— start Recorded data —

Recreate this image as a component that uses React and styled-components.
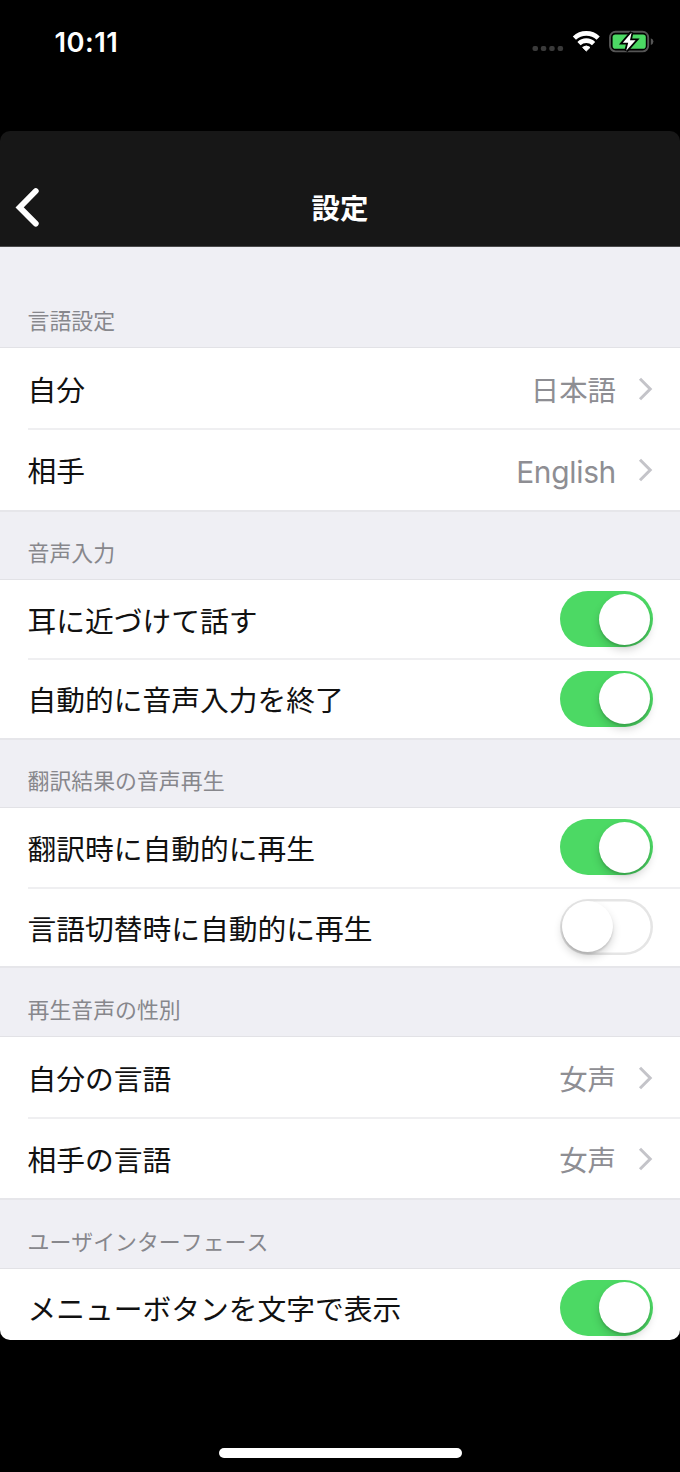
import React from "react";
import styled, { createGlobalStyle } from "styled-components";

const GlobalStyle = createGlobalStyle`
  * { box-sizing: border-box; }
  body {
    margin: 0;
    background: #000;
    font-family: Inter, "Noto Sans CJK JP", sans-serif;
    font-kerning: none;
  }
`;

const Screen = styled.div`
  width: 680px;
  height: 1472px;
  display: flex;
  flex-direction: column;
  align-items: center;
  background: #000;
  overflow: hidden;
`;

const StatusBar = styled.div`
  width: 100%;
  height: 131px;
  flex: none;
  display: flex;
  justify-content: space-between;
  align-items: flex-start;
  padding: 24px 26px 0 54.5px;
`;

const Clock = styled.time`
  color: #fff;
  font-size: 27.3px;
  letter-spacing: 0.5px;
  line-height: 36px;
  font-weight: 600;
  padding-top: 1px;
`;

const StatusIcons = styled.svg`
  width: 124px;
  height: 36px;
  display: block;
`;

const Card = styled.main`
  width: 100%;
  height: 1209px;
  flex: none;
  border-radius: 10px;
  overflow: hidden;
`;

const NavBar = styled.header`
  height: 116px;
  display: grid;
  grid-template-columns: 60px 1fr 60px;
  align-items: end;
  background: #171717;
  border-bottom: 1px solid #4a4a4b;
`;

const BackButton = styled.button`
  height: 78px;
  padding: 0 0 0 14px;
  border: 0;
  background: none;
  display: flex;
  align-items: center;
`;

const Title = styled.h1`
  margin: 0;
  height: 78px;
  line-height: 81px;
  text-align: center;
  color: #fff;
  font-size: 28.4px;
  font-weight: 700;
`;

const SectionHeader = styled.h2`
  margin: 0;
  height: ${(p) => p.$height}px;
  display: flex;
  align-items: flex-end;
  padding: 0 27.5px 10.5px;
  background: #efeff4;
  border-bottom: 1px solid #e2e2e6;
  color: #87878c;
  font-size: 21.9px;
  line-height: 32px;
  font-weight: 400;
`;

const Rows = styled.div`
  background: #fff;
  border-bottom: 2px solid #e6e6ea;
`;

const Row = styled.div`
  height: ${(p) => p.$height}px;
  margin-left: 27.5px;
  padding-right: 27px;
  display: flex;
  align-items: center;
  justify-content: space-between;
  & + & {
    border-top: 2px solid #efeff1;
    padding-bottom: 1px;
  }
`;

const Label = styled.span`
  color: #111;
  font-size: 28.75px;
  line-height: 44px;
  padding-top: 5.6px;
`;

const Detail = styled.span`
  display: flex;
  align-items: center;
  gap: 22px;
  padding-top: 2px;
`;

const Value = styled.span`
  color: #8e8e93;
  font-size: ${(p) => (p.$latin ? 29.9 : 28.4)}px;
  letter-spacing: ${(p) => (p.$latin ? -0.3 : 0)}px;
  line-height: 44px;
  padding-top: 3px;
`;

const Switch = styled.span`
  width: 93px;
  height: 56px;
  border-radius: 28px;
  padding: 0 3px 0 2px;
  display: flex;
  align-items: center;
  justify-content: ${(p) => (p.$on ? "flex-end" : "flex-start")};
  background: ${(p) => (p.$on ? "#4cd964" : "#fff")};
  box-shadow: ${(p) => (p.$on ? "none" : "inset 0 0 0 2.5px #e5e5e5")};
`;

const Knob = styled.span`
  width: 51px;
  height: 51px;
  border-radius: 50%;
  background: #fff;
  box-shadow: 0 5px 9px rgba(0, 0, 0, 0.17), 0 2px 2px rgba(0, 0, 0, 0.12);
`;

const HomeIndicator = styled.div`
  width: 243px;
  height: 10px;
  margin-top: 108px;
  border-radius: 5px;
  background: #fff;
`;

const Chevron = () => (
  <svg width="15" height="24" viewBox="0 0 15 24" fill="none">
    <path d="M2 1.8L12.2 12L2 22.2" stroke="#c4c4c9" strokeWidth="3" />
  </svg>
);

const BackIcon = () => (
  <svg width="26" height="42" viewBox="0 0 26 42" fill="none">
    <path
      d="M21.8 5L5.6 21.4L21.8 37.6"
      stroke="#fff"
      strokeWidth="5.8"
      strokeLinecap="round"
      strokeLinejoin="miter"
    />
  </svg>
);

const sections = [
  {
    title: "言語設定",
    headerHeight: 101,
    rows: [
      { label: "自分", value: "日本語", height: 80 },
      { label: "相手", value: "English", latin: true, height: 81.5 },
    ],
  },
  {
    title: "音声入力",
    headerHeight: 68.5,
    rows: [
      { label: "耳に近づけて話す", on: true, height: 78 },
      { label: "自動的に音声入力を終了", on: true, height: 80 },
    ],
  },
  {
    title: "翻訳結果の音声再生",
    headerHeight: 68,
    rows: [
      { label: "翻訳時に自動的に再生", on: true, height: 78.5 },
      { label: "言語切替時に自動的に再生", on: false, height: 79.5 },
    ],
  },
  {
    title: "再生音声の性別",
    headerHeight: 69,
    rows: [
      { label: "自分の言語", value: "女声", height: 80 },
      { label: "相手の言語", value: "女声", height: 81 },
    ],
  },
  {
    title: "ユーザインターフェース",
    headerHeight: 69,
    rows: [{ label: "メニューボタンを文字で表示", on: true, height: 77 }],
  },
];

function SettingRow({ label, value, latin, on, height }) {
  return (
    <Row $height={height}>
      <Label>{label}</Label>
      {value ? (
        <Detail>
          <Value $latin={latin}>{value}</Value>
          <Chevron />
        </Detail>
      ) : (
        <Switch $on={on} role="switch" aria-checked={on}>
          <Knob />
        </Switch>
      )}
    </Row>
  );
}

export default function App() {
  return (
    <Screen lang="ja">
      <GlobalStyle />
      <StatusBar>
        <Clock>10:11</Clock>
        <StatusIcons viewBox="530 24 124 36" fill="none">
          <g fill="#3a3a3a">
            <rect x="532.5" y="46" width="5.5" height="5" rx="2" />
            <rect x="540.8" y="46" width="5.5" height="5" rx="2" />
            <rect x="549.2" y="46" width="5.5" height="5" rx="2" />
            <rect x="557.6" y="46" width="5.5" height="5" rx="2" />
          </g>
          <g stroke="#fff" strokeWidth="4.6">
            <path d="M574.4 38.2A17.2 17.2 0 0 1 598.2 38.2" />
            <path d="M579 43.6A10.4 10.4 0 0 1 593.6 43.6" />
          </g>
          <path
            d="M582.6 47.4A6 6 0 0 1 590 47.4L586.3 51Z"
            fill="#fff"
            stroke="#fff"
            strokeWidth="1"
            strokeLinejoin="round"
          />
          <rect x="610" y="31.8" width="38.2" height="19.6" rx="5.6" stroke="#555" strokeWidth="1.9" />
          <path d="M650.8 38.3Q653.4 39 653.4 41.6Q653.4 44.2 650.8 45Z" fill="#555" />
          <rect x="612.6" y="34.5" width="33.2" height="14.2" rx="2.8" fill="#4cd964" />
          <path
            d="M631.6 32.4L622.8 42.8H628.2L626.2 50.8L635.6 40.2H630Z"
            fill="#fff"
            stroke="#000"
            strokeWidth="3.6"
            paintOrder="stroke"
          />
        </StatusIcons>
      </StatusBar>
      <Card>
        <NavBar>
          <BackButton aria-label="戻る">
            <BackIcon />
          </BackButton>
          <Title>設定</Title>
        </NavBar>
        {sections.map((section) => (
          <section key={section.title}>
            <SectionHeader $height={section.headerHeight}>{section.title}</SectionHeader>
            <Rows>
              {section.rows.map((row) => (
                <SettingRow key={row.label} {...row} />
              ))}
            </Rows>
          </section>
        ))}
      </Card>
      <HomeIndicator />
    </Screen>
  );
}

— end Recorded data —

Copy out the data above exactly, except the pictures.

### Response to the task
Recreate this image as a component that uses React and styled-components.
import React from "react";
import styled, { createGlobalStyle } from "styled-components";

const GlobalStyle = createGlobalStyle`
  * { box-sizing: border-box; }
  body {
    margin: 0;
    background: #000;
    font-family: Inter, "Noto Sans CJK JP", sans-serif;
    font-kerning: none;
  }
`;

const Screen = styled.div`
  width: 680px;
  height: 1472px;
  display: flex;
  flex-direction: column;
  align-items: center;
  background: #000;
  overflow: hidden;
`;

const StatusBar = styled.div`
  width: 100%;
  height: 131px;
  flex: none;
  display: flex;
  justify-content: space-between;
  align-items: flex-start;
  padding: 24px 26px 0 54.5px;
`;

const Clock = styled.time`
  color: #fff;
  font-size: 27.3px;
  letter-spacing: 0.5px;
  line-height: 36px;
  font-weight: 600;
  padding-top: 1px;
`;

const StatusIcons = styled.svg`
  width: 124px;
  height: 36px;
  display: block;
`;

const Card = styled.main`
  width: 100%;
  height: 1209px;
  flex: none;
  border-radius: 10px;
  overflow: hidden;
`;

const NavBar = styled.header`
  height: 116px;
  display: grid;
  grid-template-columns: 60px 1fr 60px;
  align-items: end;
  background: #171717;
  border-bottom: 1px solid #4a4a4b;
`;

const BackButton = styled.button`
  height: 78px;
  padding: 0 0 0 14px;
  border: 0;
  background: none;
  display: flex;
  align-items: center;
`;

const Title = styled.h1`
  margin: 0;
  height: 78px;
  line-height: 81px;
  text-align: center;
  color: #fff;
  font-size: 28.4px;
  font-weight: 700;
`;

const SectionHeader = styled.h2`
  margin: 0;
  height: ${(p) => p.$height}px;
  display: flex;
  align-items: flex-end;
  padding: 0 27.5px 10.5px;
  background: #efeff4;
  border-bottom: 1px solid #e2e2e6;
  color: #87878c;
  font-size: 21.9px;
  line-height: 32px;
  font-weight: 400;
`;

const Rows = styled.div`
  background: #fff;
  border-bottom: 2px solid #e6e6ea;
`;

const Row = styled.div`
  height: ${(p) => p.$height}px;
  margin-left: 27.5px;
  padding-right: 27px;
  display: flex;
  align-items: center;
  justify-content: space-between;
  & + & {
    border-top: 2px solid #efeff1;
    padding-bottom: 1px;
  }
`;

const Label = styled.span`
  color: #111;
  font-size: 28.75px;
  line-height: 44px;
  padding-top: 5.6px;
`;

const Detail = styled.span`
  display: flex;
  align-items: center;
  gap: 22px;
  padding-top: 2px;
`;

const Value = styled.span`
  color: #8e8e93;
  font-size: ${(p) => (p.$latin ? 29.9 : 28.4)}px;
  letter-spacing: ${(p) => (p.$latin ? -0.3 : 0)}px;
  line-height: 44px;
  padding-top: 3px;
`;

const Switch = styled.span`
  width: 93px;
  height: 56px;
  border-radius: 28px;
  padding: 0 3px 0 2px;
  display: flex;
  align-items: center;
  justify-content: ${(p) => (p.$on ? "flex-end" : "flex-start")};
  background: ${(p) => (p.$on ? "#4cd964" : "#fff")};
  box-shadow: ${(p) => (p.$on ? "none" : "inset 0 0 0 2.5px #e5e5e5")};
`;

const Knob = styled.span`
  width: 51px;
  height: 51px;
  border-radius: 50%;
  background: #fff;
  box-shadow: 0 5px 9px rgba(0, 0, 0, 0.17), 0 2px 2px rgba(0, 0, 0, 0.12);
`;

const HomeIndicator = styled.div`
  width: 243px;
  height: 10px;
  margin-top: 108px;
  border-radius: 5px;
  background: #fff;
`;

const Chevron = () => (
  <svg width="15" height="24" viewBox="0 0 15 24" fill="none">
    <path d="M2 1.8L12.2 12L2 22.2" stroke="#c4c4c9" strokeWidth="3" />
  </svg>
);

const BackIcon = () => (
  <svg width="26" height="42" viewBox="0 0 26 42" fill="none">
    <path
      d="M21.8 5L5.6 21.4L21.8 37.6"
      stroke="#fff"
      strokeWidth="5.8"
      strokeLinecap="round"
      strokeLinejoin="miter"
    />
  </svg>
);

const sections = [
  {
    title: "言語設定",
    headerHeight: 101,
    rows: [
      { label: "自分", value: "日本語", height: 80 },
      { label: "相手", value: "English", latin: true, height: 81.5 },
    ],
  },
  {
    title: "音声入力",
    headerHeight: 68.5,
    rows: [
      { label: "耳に近づけて話す", on: true, height: 78 },
      { label: "自動的に音声入力を終了", on: true, height: 80 },
    ],
  },
  {
    title: "翻訳結果の音声再生",
    headerHeight: 68,
    rows: [
      { label: "翻訳時に自動的に再生", on: true, height: 78.5 },
      { label: "言語切替時に自動的に再生", on: false, height: 79.5 },
    ],
  },
  {
    title: "再生音声の性別",
    headerHeight: 69,
    rows: [
      { label: "自分の言語", value: "女声", height: 80 },
      { label: "相手の言語", value: "女声", height: 81 },
    ],
  },
  {
    title: "ユーザインターフェース",
    headerHeight: 69,
    rows: [{ label: "メニューボタンを文字で表示", on: true, height: 77 }],
  },
];

function SettingRow({ label, value, latin, on, height }) {
  return (
    <Row $height={height}>
      <Label>{label}</Label>
      {value ? (
        <Detail>
          <Value $latin={latin}>{value}</Value>
          <Chevron />
        </Detail>
      ) : (
        <Switch $on={on} role="switch" aria-checked={on}>
          <Knob />
        </Switch>
      )}
    </Row>
  );
}

export default function App() {
  return (
    <Screen lang="ja">
      <GlobalStyle />
      <StatusBar>
        <Clock>10:11</Clock>
        <StatusIcons viewBox="530 24 124 36" fill="none">
          <g fill="#3a3a3a">
            <rect x="532.5" y="46" width="5.5" height="5" rx="2" />
            <rect x="540.8" y="46" width="5.5" height="5" rx="2" />
            <rect x="549.2" y="46" width="5.5" height="5" rx="2" />
            <rect x="557.6" y="46" width="5.5" height="5" rx="2" />
          </g>
          <g stroke="#fff" strokeWidth="4.6">
            <path d="M574.4 38.2A17.2 17.2 0 0 1 598.2 38.2" />
            <path d="M579 43.6A10.4 10.4 0 0 1 593.6 43.6" />
          </g>
          <path
            d="M582.6 47.4A6 6 0 0 1 590 47.4L586.3 51Z"
            fill="#fff"
            stroke="#fff"
            strokeWidth="1"
            strokeLinejoin="round"
          />
          <rect x="610" y="31.8" width="38.2" height="19.6" rx="5.6" stroke="#555" strokeWidth="1.9" />
          <path d="M650.8 38.3Q653.4 39 653.4 41.6Q653.4 44.2 650.8 45Z" fill="#555" />
          <rect x="612.6" y="34.5" width="33.2" height="14.2" rx="2.8" fill="#4cd964" />
          <path
            d="M631.6 32.4L622.8 42.8H628.2L626.2 50.8L635.6 40.2H630Z"
            fill="#fff"
            stroke="#000"
            strokeWidth="3.6"
            paintOrder="stroke"
          />
        </StatusIcons>
      </StatusBar>
      <Card>
        <NavBar>
          <BackButton aria-label="戻る">
            <BackIcon />
          </BackButton>
          <Title>設定</Title>
        </NavBar>
        {sections.map((section) => (
          <section key={section.title}>
            <SectionHeader $height={section.headerHeight}>{section.title}</SectionHeader>
            <Rows>
              {section.rows.map((row) => (
                <SettingRow key={row.label} {...row} />
              ))}
            </Rows>
          </section>
        ))}
      </Card>
      <HomeIndicator />
    </Screen>
  );
}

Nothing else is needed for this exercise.